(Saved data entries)
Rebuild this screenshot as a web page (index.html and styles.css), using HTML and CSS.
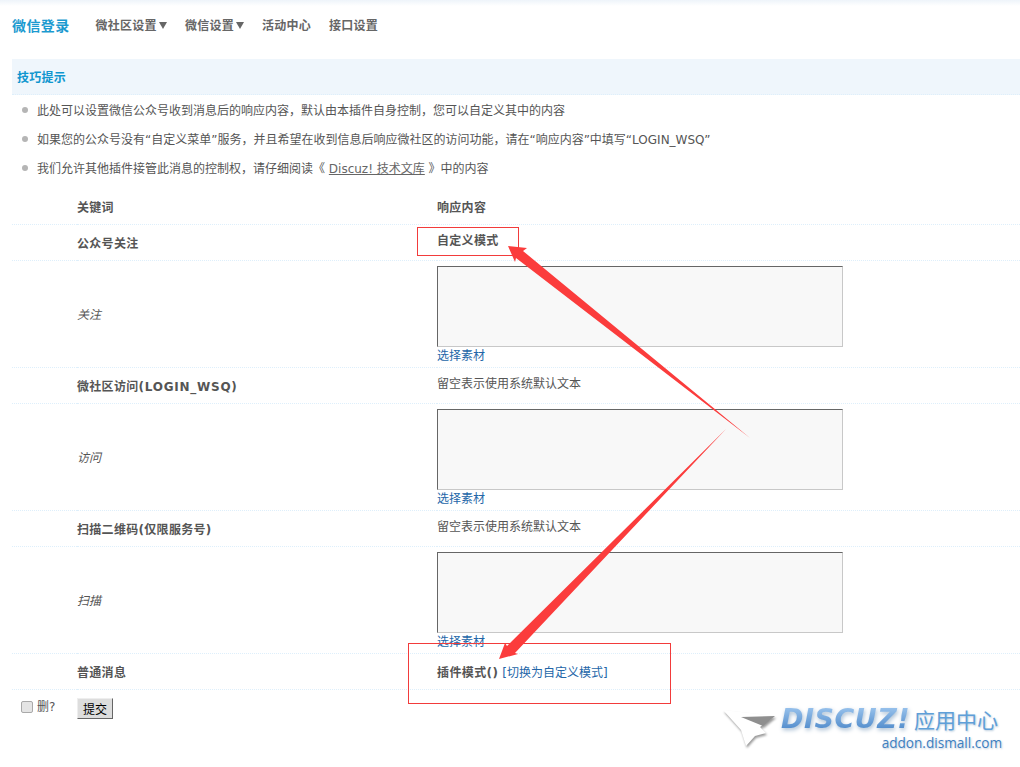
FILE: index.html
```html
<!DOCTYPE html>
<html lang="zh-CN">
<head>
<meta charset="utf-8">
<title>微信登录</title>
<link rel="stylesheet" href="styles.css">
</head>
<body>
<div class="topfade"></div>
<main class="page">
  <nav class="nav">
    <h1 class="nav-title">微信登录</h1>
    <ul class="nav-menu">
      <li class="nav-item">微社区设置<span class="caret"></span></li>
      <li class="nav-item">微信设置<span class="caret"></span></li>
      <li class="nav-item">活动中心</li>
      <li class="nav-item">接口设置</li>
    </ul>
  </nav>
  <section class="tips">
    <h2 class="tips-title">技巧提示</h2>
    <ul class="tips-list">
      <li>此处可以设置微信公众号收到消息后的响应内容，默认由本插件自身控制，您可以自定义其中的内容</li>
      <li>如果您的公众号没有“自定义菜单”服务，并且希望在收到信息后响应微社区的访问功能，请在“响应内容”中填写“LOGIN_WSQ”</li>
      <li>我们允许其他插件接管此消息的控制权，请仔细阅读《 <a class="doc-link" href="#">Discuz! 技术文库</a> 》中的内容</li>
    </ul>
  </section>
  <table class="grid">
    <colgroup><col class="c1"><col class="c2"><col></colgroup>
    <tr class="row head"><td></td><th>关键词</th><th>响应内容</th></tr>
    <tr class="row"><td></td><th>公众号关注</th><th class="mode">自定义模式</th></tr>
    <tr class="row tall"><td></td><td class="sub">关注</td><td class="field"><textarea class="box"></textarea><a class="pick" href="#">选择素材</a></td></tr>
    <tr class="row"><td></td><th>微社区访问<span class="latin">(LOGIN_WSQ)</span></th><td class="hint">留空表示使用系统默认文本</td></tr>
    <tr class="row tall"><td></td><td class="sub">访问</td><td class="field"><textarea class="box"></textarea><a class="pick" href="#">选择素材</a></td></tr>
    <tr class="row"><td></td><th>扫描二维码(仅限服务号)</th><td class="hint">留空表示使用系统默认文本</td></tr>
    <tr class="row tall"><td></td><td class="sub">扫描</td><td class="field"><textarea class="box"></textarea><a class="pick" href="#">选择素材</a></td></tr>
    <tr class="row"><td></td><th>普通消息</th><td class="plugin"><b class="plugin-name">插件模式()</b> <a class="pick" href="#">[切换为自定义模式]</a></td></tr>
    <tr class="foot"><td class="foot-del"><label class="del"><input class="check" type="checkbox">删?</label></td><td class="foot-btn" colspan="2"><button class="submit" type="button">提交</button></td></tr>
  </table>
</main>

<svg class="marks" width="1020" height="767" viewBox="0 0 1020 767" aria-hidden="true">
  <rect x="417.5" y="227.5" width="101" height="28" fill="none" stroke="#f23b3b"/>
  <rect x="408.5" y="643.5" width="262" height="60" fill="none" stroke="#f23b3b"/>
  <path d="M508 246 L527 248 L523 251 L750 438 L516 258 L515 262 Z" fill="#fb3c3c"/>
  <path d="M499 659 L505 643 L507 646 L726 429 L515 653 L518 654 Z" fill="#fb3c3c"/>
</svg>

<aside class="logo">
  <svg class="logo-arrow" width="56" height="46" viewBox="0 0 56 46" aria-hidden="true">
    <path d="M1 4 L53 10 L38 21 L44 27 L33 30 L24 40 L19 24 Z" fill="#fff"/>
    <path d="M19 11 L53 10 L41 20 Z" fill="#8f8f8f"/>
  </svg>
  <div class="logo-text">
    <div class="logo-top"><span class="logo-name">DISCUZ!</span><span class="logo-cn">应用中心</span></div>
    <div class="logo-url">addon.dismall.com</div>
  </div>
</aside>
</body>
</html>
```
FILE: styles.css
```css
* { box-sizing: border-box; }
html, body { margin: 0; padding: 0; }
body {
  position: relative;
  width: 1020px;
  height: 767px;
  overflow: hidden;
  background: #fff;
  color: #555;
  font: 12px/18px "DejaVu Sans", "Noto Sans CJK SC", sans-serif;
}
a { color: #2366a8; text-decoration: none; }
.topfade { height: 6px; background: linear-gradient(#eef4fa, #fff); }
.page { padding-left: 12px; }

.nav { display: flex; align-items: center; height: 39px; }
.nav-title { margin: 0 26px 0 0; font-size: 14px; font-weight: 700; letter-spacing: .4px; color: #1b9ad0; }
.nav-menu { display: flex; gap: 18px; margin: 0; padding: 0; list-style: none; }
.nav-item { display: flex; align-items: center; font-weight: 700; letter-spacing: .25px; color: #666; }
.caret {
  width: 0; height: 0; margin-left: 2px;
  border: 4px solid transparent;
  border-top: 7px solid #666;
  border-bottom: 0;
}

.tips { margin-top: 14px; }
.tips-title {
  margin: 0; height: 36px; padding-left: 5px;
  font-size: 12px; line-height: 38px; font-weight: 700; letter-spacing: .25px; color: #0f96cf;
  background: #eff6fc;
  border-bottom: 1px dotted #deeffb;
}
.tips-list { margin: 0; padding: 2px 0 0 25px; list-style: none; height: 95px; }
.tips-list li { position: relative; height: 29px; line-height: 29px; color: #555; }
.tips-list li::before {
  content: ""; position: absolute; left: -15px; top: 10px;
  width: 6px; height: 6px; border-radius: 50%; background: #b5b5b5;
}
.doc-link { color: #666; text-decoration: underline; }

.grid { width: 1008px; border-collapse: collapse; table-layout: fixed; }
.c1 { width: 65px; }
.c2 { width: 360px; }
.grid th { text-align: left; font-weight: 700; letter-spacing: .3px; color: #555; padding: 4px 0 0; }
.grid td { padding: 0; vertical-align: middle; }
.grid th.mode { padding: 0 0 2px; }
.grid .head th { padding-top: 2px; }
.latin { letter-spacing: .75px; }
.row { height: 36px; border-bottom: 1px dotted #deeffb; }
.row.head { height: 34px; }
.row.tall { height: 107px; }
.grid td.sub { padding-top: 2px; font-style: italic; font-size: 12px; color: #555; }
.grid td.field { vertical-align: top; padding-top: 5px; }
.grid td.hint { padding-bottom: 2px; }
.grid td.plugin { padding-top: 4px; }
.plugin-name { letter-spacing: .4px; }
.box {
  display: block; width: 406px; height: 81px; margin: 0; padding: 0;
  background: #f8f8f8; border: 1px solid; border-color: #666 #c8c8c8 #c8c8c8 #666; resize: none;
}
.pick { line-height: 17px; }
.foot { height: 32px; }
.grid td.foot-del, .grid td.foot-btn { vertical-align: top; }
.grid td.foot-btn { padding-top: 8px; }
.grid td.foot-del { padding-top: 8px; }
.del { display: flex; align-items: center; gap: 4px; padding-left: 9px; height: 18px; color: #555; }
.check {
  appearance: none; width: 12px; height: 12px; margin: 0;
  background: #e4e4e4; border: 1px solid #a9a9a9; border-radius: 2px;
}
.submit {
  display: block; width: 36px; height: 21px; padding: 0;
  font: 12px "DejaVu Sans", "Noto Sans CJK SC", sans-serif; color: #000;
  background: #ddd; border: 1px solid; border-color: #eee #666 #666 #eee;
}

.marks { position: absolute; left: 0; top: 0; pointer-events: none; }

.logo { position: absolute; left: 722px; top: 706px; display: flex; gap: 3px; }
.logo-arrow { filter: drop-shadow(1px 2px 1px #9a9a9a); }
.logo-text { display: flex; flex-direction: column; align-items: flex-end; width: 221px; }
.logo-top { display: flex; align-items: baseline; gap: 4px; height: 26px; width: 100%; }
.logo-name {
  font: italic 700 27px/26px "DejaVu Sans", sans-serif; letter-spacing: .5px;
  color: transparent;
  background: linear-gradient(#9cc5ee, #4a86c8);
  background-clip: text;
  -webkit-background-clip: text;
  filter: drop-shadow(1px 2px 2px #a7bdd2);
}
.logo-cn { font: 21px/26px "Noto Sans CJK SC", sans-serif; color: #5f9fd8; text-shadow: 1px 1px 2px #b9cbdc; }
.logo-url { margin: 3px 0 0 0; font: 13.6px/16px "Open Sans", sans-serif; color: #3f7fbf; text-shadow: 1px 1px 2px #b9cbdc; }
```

--

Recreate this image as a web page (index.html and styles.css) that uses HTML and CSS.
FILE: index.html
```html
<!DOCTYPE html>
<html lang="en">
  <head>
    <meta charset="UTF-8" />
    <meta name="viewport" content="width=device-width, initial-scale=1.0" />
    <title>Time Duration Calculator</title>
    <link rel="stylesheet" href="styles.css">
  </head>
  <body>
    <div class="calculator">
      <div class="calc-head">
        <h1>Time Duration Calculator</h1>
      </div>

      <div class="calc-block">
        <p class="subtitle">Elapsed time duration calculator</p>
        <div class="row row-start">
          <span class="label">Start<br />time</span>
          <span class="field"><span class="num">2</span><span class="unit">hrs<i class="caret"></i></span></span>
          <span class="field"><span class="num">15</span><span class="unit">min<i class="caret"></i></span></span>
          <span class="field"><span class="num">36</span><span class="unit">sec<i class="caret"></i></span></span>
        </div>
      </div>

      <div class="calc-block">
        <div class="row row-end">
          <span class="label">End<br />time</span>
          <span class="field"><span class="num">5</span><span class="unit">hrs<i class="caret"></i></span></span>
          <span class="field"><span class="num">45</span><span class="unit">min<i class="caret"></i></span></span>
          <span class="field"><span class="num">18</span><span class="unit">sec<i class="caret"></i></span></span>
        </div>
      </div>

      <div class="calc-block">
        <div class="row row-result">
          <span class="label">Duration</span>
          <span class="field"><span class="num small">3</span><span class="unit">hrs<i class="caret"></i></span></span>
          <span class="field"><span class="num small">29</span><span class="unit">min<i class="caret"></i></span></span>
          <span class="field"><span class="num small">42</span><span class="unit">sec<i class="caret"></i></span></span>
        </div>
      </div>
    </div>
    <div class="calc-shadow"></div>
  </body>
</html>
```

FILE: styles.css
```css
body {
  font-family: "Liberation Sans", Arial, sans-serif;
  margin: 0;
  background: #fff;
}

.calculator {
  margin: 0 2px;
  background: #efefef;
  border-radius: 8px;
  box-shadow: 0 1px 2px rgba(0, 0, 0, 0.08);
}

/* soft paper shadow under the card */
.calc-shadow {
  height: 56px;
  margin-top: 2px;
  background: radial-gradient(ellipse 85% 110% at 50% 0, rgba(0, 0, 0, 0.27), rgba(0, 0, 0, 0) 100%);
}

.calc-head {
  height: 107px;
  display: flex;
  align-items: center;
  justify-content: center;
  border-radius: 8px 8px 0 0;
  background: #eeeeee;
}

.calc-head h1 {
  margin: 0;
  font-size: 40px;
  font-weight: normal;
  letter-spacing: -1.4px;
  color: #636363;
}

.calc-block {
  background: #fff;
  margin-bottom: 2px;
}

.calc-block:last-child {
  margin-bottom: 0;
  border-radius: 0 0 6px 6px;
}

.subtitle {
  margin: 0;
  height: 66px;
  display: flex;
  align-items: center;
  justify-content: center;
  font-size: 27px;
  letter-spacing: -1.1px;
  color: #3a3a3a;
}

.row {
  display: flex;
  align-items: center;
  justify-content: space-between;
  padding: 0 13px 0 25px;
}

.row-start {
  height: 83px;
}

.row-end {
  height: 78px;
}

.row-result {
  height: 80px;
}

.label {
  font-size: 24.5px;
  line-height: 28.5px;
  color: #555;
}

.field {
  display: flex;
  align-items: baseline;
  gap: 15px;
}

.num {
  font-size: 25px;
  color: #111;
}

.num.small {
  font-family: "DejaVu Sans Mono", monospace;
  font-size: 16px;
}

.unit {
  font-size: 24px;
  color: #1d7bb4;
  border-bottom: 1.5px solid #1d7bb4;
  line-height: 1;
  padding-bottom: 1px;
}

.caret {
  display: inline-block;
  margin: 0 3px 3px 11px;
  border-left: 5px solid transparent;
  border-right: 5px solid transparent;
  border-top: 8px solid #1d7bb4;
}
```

- _TASK OBJECTIVE_:
Extract every line containing the string "this" from the material.

- _FINAL RESULT_:
Rebuild this screenshot as a web page (index.html and styles.css), using HTML and CSS.
Recreate this image as a web page (index.html and styles.css) that uses HTML and CSS.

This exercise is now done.